Other Muslim organizations have also started numerous food banks, soup kitchens and homeless shelters. They are needed now more than ever, Jamal said.

“In recent years, massive flooding, energy shortages, conflict, inflation and rising food prices have driven even the middle class to solicit free food,” she said.

Since 2009, the foundation has seen a significant increase in its clientele every year. The founder, Abdul Sattar Edhi, is known as the “angel of mercy” in Pakistan, having adopted 20,000 orphans in his lifetime, alongside raising $100,000 for groceries and shelter for victims of the Ethiopian famine, lasting roughly from 1983 to 1985.

Jamal then introduced another inspirational figure — social entrepreneur Muhammad Yunus. In 2006, he was awarded the Nobel Peace Prize for the Grameen Bank, a Bangladeshi community development bank focused on making small loans to impoverished people without collateral.

Similar organizations include Freedom from Hunger, whose mission is for women to train other women in gaining food security for the impoverished. Since 2015, the food security rate for women and children in Rajasthan, India, has increased from 21 to 53 percent.

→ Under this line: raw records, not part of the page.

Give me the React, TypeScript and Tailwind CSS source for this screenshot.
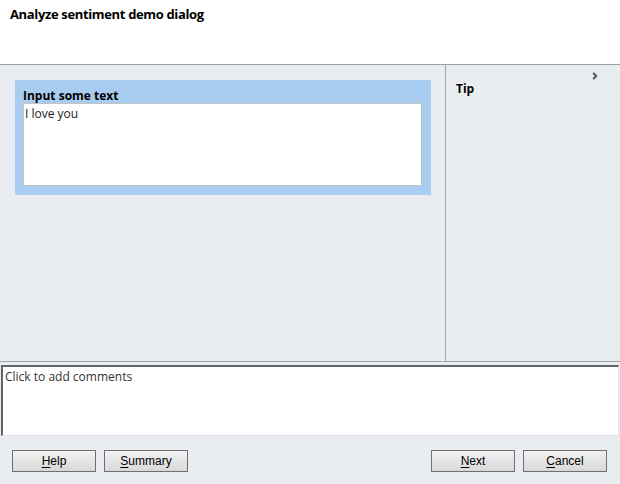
import { ChevronRight } from 'lucide-react';

const buttonClass =
  'w-[84px] h-[22px] border border-[#707070] bg-gradient-to-b from-[#f2f2f2] to-[#d8d8d8] text-[12px] text-black flex items-center justify-center';

function DialogButton({ hotkey, rest }: { hotkey: string; rest: string }) {
  return (
    <button className={buttonClass} style={{ fontFamily: '"Liberation Sans", Arial, sans-serif' }}>
      <span className="underline underline-offset-2">{hotkey}</span>
      {rest}
    </button>
  );
}

export default function App() {
  return (
    <div
      className="w-[620px] h-[484px] bg-[#e9ecf0] flex flex-col text-[#1b1b1b] overflow-hidden"
      style={{ fontFamily: '"Open Sans", "Noto Sans", sans-serif' }}
    >
      {/* Header */}
      <div className="h-[65px] bg-white border-b border-[#a0a0a0] px-[10px] pt-[5px]">
        <h1 className="text-[13px] font-bold text-black tracking-[-0.35px]">Analyze sentiment demo dialog</h1>
      </div>

      {/* Main */}
      <div className="h-[297px] flex border-b border-[#a0a4ab]">
        <div className="w-[446px] border-r border-[#a0a4ab] pl-[15px] pt-[15px]">
          <div className="w-[416px] h-[115px] bg-[#a8cdf0] pl-[8px] pr-[9px] pb-[9px] flex flex-col">
            <div className="h-[23px] pt-[8px] text-[12px] font-bold text-black leading-[15px]">Input some text</div>
            <div className="flex-1 bg-white border border-[#c4c4c4] px-[1px] text-[12px] leading-[16px] pt-[2px]">
              I love you
            </div>
          </div>
        </div>
        <div className="flex-1 relative pl-[10px] pt-[16px]">
          <ChevronRight className="absolute right-[20px] top-[6px] w-[10px] h-[10px] text-[#555]" strokeWidth={5} />
          <div className="text-[12px] font-bold text-black leading-[16px]">Tip</div>
        </div>
      </div>

      {/* Comments */}
      <div className="pt-[3px] px-[1px]">
        <div className="h-[71px] bg-white border-t-2 border-l-2 border-[#646464] border-r border-b border-r-[#e0e0e0] border-b-[#e0e0e0] px-[2px] pt-[2px] text-[12px] leading-[16px] text-[#333]">
          Click to add comments
        </div>
      </div>

      {/* Footer */}
      <div className="flex items-start pt-[14px] pl-[12px] pr-[13px]">
        <div className="flex gap-[8px]">
          <DialogButton hotkey="H" rest="elp" />
          <DialogButton hotkey="S" rest="ummary" />
        </div>
        <div className="ml-auto flex gap-[8px]">
          <DialogButton hotkey="N" rest="ext" />
          <DialogButton hotkey="C" rest="ancel" />
        </div>
      </div>
    </div>
  );
}
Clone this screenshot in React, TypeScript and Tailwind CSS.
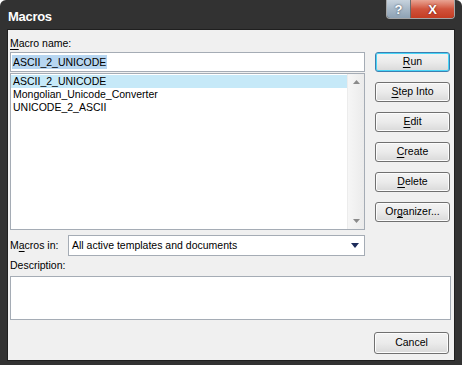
import type { ReactNode } from 'react';

// Word "Macros" dialog, Windows 7 Basic look.

const FONT = "font-['Liberation_Sans',Arial,sans-serif]";

function Key({ children }: { children: ReactNode }) {
  return <span className="underline underline-offset-[2px]">{children}</span>;
}

function DlgButton({ children, primary = false, h = 'h-[20px]' }: { children: ReactNode; primary?: boolean; h?: string }) {
  return (
    <button
      type="button"
      className={[
        'flex w-[75px] shrink-0 items-center justify-center rounded-[3px] border bg-gradient-to-b from-[#f3f3f3] via-[#ebebeb] to-[#d9d9d9] text-[10.5px] text-black',
        h,
        primary
          ? 'border-[#3c7fb1] shadow-[inset_0_0_0_1px_#48d5f7]'
          : 'border-[#707070] shadow-[inset_0_0_0_1px_#fcfcfc]',
      ].join(' ')}
    >
      {children}
    </button>
  );
}

function TitleButtons() {
  return (
    <div className="flex h-[19px] overflow-hidden rounded-b-[4px] border border-t-0 border-[#d8d8d8]/70">
      <div className="flex w-[24px] items-center justify-center border-r border-[#6a6a6a] bg-gradient-to-b from-[#c7d3de] via-[#a8b8c7] to-[#8ea2b4]">
        <span className="text-[13px] font-bold leading-none text-white [text-shadow:0_0_2px_#2c3e50]">?</span>
      </div>
      <div className="flex w-[43px] items-center justify-center bg-gradient-to-b from-[#e8a493] via-[#d0533c] to-[#c43c22]">
        <span className="text-[13px] font-bold leading-none text-white [text-shadow:0_0_2px_#5a1207]">X</span>
      </div>
    </div>
  );
}

function ScrollArrow({ down = false }: { down?: boolean }) {
  return (
    <svg width="7" height="4" viewBox="0 0 7 4" aria-hidden>
      <path d={down ? 'M0 0h7L3.5 4z' : 'M0 4h7L3.5 0z'} fill="#8a8a8a" />
    </svg>
  );
}

export default function App() {
  const macros = ['ASCII_2_UNICODE', 'Mongolian_Unicode_Converter', 'UNICODE_2_ASCII'];

  return (
    <div className={`h-[365px] w-[462px] bg-white ${FONT}`}>
      <div className="flex h-full w-full flex-col rounded-t-[6px] bg-[#323232]">
        {/* Title bar */}
        <div className="flex h-[29px] shrink-0 items-start justify-between pl-[8px] pr-[7px]">
          <span className="pt-[9px] text-[13px] font-bold leading-[15px] tracking-[-0.3px] text-white">Macros</span>
          <TitleButtons />
        </div>

        {/* Client area */}
        <div className="mx-[7px] h-[332px] border border-[#1f1f1f] bg-[#f0f0f0] text-[10.5px] text-black">
          <div className="h-[22px] pl-[2px] pt-[6px] leading-[14px]">
            <Key>M</Key>acro name:
          </div>

          <div className="flex pl-[2px]">
            <div className="flex w-[355px] flex-col">
              <div className="flex h-[20px] items-center border border-[#a5acb5] bg-white px-[1px]">
                <span className="bg-[#b7d6f1] px-[1px] leading-[14px]">ASCII_2_UNICODE</span>
              </div>
              <div className="mt-[1px] flex h-[157px] border border-[#a5acb5] bg-white">
                <div className="flex-1 pt-[1px]">
                  {macros.map((m, i) => (
                    <div
                      key={m}
                      className={`h-[13px] pl-[2px] leading-[13px] ${i === 0 ? 'bg-[#c6e9f8]' : ''}`}
                    >
                      {m}
                    </div>
                  ))}
                </div>
                <div className="flex w-[17px] flex-col items-center justify-between border-l border-[#ececec] bg-gradient-to-r from-[#f6f6f6] to-[#ebebeb] py-[6px]">
                  <ScrollArrow />
                  <ScrollArrow down />
                </div>
              </div>
            </div>

            <div className="ml-[10px] flex flex-col gap-[10px]">
              <DlgButton primary>
                <span><Key>R</Key>un</span>
              </DlgButton>
              <DlgButton>
                <span><Key>S</Key>tep Into</span>
              </DlgButton>
              <DlgButton>
                <span><Key>E</Key>dit</span>
              </DlgButton>
              <DlgButton>
                <span><Key>C</Key>reate</span>
              </DlgButton>
              <DlgButton>
                <span><Key>D</Key>elete</span>
              </DlgButton>
              <DlgButton>
                <span>Or<Key>g</Key>anizer...</span>
              </DlgButton>
            </div>
          </div>

          <div className="mt-[5px] flex h-[21px] items-center pl-[2px]">
            <span className="w-[58px]">
              M<Key>a</Key>cros in:
            </span>
            <div className="flex h-full w-[297px] items-center justify-between border border-[#a5acb5] bg-white pl-[3px] pr-[5px]">
              <span>All active templates and documents</span>
              <svg width="8" height="5" viewBox="0 0 8 5" aria-hidden>
                <path d="M0 0h8L4 5z" fill="#1c2b5a" />
              </svg>
            </div>
          </div>

          <div className="flex h-[20px] items-center pl-[2px]">Description:</div>

          <div className="ml-[2px] h-[44px] w-[441px] border border-[#a5acb5] bg-white" />

          <div className="mt-[12px] flex justify-end pr-[5px]">
            <DlgButton h="h-[22px]">Cancel</DlgButton>
          </div>
        </div>
      </div>
    </div>
  );
}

Breaking bread as interfaith fellowship

“Prophet Muhammad showed compassion for the ill and the hungry, regardless of their character or creed,” Jamal said.

This principle was seen in the Islamic “good Samaritan story,” in which a family practicing Ramadan is about to eat their first meal after sunset when a beggar asks them for food. They give him all they have. The second and third nights bring a starving orphan and a newly released prisoner looking for food, respectively. They give both everything.

On the third night of their fasting, God was said to reveal this Quranic verse to the family: “They feed out of love for God: the needy, the orphan and the prisoner,” Jamal said, quoting the Quran. “They say, we feed you only for the sake of God. We desire from you neither reward nor thanks.”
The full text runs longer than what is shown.